Where else could one stumble on something like this, nicely blown up for close viewing? I drove one of these pickups up in the Colorado Rockies with the Forest Service for two summers back in the mid '60s. Four on the floor (with a super-low stump-yanker first gear, good only for hauling heavy loads up 4% grades--most of the time you started in 2nd if you wanted to make progress), and yes, mine was two-tone as well. The rest of the stable included a '58 Ford F100, also two tone, and a couple of shiny new Dodge Ram V8s that were all-green, and two Jeeps, a Wagoneer and a CJ5. It was a joy and a privilege to motor around in such a beautiful mountain setting (much like in this shot) in such a cool vehicle. Thanks for the memory!

Where's Timmy?

I almost expect to see Lassie bounding in to lead him to Timmy, who's gotten himself into another predicament.

Found in thrift store

I this where I can expect all my photos to end up? and then find them here on Shorpy?
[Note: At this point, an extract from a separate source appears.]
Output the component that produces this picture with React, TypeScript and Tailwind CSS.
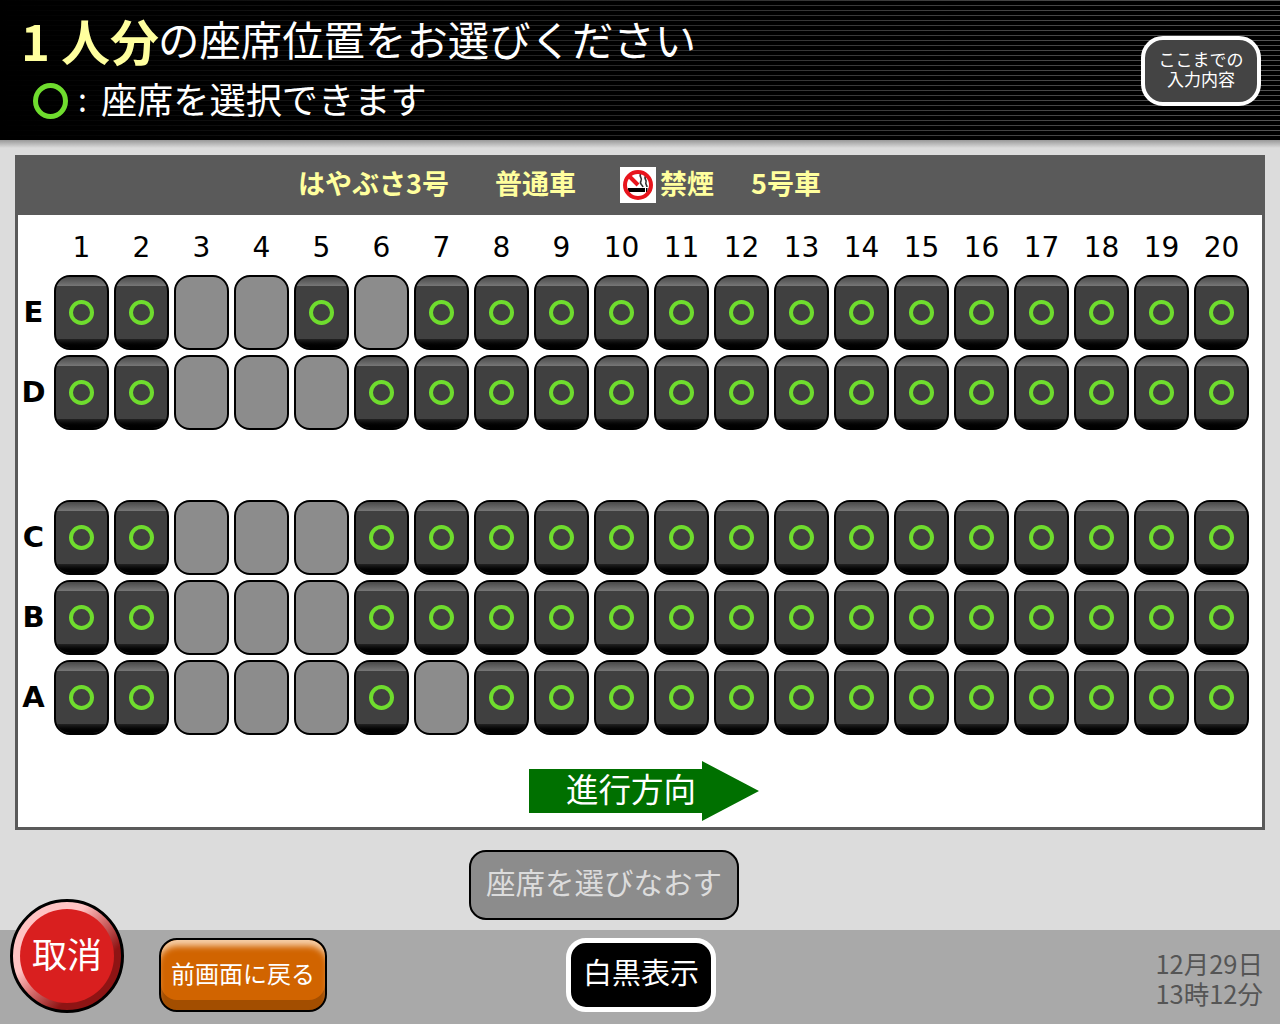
import clsx from "clsx";

const NUMBERS = Array.from({ length: 20 }, (_, i) => i + 1);

// Seat numbers that are taken, per row.
const ROWS: { label: string; taken: number[]; className?: string }[] = [
  { label: "E", taken: [3, 4, 6] },
  { label: "D", taken: [3, 4, 5], className: "mb-[65px]" },
  { label: "C", taken: [3, 4, 5] },
  { label: "B", taken: [3, 4, 5] },
  { label: "A", taken: [3, 4, 5, 7] },
];

function Seat({ taken }: { taken: boolean }) {
  if (taken) {
    return <div className="h-[75px] w-[55px] rounded-[16px] border-2 border-black bg-[#8c8c8c]" />;
  }
  return (
    <button className="relative flex h-[75px] w-[55px] items-center justify-center overflow-hidden rounded-[16px] border-2 border-black bg-[#404040]">
      <span className="absolute inset-x-0 top-0 h-[9px] bg-gradient-to-b from-[#4a4a4a] to-[#777]" />
      <span className="absolute inset-x-0 bottom-0 h-[9px] bg-gradient-to-b from-[#222] to-black" />
      <span className="relative h-[25px] w-[25px] rounded-full border-[4px] border-[#6fdc2e]" />
    </button>
  );
}

function NoSmokingIcon() {
  return (
    <svg width="36" height="36" viewBox="0 0 36 36" className="bg-white">
      <rect x="8" y="21" width="17" height="4" fill="#000" />
      <rect x="26" y="21" width="1.5" height="4" fill="#000" />
      <rect x="28.5" y="21" width="1.5" height="4" fill="#000" />
      <path d="M21 7c-3 2 2 4 0 7s1 3 2 6M26 9c-3 2 1 4 0 6s1 3 1 5" fill="none" stroke="#333" strokeWidth="1.6" />
      <circle cx="18" cy="18" r="13" fill="none" stroke="#e8141c" strokeWidth="4" />
      <path d="M9 9l9 9" stroke="#e8141c" strokeWidth="4" />
    </svg>
  );
}

export default function App() {
  return (
    <div className="relative h-[1024px] w-[1280px] overflow-hidden bg-[#dcdcdc] font-['Noto_Sans_CJK_JP',sans-serif]">
      <header className="flex h-[140px] items-start justify-between bg-black bg-[linear-gradient(to_right,#000_0%,#0000_100%),repeating-linear-gradient(to_bottom,#555_0px,#555_1px,#000_1px,#000_5px)] pl-[21px] pr-[19px]">
        <div>
          <h1 className="mt-[9px] flex h-[60px] items-center font-normal leading-none text-white">
            <span className="text-[49px] font-bold text-[#ffff9e]">1 人分</span>
            <span className="-ml-[1px] text-[41.4px]">の座席位置をお選びください</span>
          </h1>
          <p className="mt-[1px] flex h-[56px] items-center pl-[12px] text-[36.2px] font-normal leading-none text-white">
            <span className="mt-[5px] h-[36px] w-[35px] rounded-[50%] border-[5px] border-[#6fdc2e]" />
            <span className="ml-[10px] mr-[14px] text-[32px]">:</span>
            座席を選択できます
          </p>
        </div>
        <button className="mt-[36px] h-[70px] w-[120px] rounded-[22px] border-4 border-white bg-[#444] pb-[4px] text-[17px] font-normal leading-[20px] text-white">
          ここまでの
          <br />
          入力内容
        </button>
      </header>
      <div className="h-[8px] bg-gradient-to-b from-[#999] to-[#dcdcdc]" />

      <main className="mx-[15px] mt-[7px] h-[675px] border-[3px] border-t-0 border-[#5a5a5a] bg-white">
        <div className="-mx-[3px] flex h-[60px] items-center bg-[#5a5a5a] pb-[5px] pl-[283px] text-[27px] font-bold leading-none text-[#ffff9e]">
          <span className="w-[197px]">はやぶさ3号</span>
          <span className="w-[125px]">普通車</span>
          <span className="mt-[5px] flex"><NoSmokingIcon /></span>
          <span className="ml-[4px] w-[91px]">禁煙</span>
          <span>5号車</span>
        </div>

        <div className="ml-[36px] mt-[15px] flex h-[45px] gap-[5px] font-['DejaVu_Sans',sans-serif] text-[28px] leading-[36px] text-black">
          {NUMBERS.map((n) => (
            <span key={n} className="w-[55px] text-center">
              {n}
            </span>
          ))}
        </div>

        <div className="flex flex-col gap-[5px]">
          {ROWS.map((row) => (
            <div key={row.label} className={clsx("flex h-[75px] items-center", row.className)}>
              <span className="w-[36px] pr-[5px] text-center font-['DejaVu_Sans',sans-serif] text-[29px] font-bold text-black">
                {row.label}
              </span>
              <div className="flex gap-[5px]">
                {NUMBERS.map((n) => (
                  <Seat key={n} taken={row.taken.includes(n)} />
                ))}
              </div>
            </div>
          ))}
        </div>

        <div className="ml-[511px] mt-[26px] flex h-[60px] w-[230px] items-center bg-[#007000] pb-[5px] pl-[37px] text-[32.5px] font-normal leading-none text-white [clip-path:polygon(0_8px,173px_8px,173px_0,100%_30px,173px_100%,173px_52px,0_52px)]">
          進行方向
        </div>
      </main>

      <div className="ml-[469px] mt-[20px] h-[70px] w-[270px]">
        <button className="h-full w-full rounded-[17px] border-2 border-black bg-[#8c8c8c] pb-[6px] text-[29.5px] font-normal leading-none text-[#dcdcdc]">
          座席を選びなおす
        </button>
      </div>

      <footer className="mt-[10px] flex h-[94px] items-start bg-[#a9a9a9] pl-[159px] pr-[17px] pt-[8px]">
        <button className="h-[74px] w-[168px] overflow-hidden rounded-[18px] border-2 border-black bg-[#d16400] pb-[5px] text-[24px] font-normal leading-none text-white shadow-[inset_0_9px_6px_-3px_#f6cfa8,inset_0_-10px_0_0_#a34e00]">
          前画面に戻る
        </button>
        <button className="ml-[239px] h-[74px] w-[150px] rounded-[20px] border-[5px] border-white bg-black pb-[7px] text-[29px] font-normal leading-none text-white">
          白黒表示
        </button>
        <div className="ml-auto mt-[10px] text-right text-[25.5px] font-normal leading-[30px] text-[#555]">
          <div>12月29日</div>
          <div>13時12分</div>
        </div>
      </footer>

      {/* Round cancel button sits over the footer edge */}
      <button className="absolute left-[10px] top-[899px] flex h-[114px] w-[114px] items-center justify-center rounded-full border-[3px] border-black bg-[linear-gradient(135deg,#ffc4c4_0%,#ffc4c4_35%,#d87070_50%,#8e1414_70%,#8e1414_100%)]">
        <span className="flex h-[94px] w-[94px] items-center justify-center rounded-full bg-[#d91f1f] pb-[7px] text-[35px] leading-none text-white">
          取消
        </span>
      </button>
    </div>
  );
}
Unchanged after all these years

Forest Service Green

USFS truck

The Chevrolet half-ton pickup (called Apaches in 1958-59) belonged to the US Forest Service, part of the US Department of Agriculture. USFS trucks have been their own particular shade of green for many years, but I can't recall them ever having been two-toned. Would be interesting to learn whether the USFS commissioned matching travel trailers; can any Shorpyites confirm? (edit: Thank you DougR for the confirmation of two-toned USFS trucks!)

Green

It appears Jim is member of the US Forest service according to the lettering on the truck. The Traveleze is probably his "ranger" cabin!

Classic Forest Service

Classic pickup. Classic trailer. Jim looks pretty classic, too, even classy for livin' in the woods all summer. All in minty green. I feel like I'm 4 years old all over again and staring out the open window of an unairconditioned '60 Chevy Bel Air on a two-lane road out West.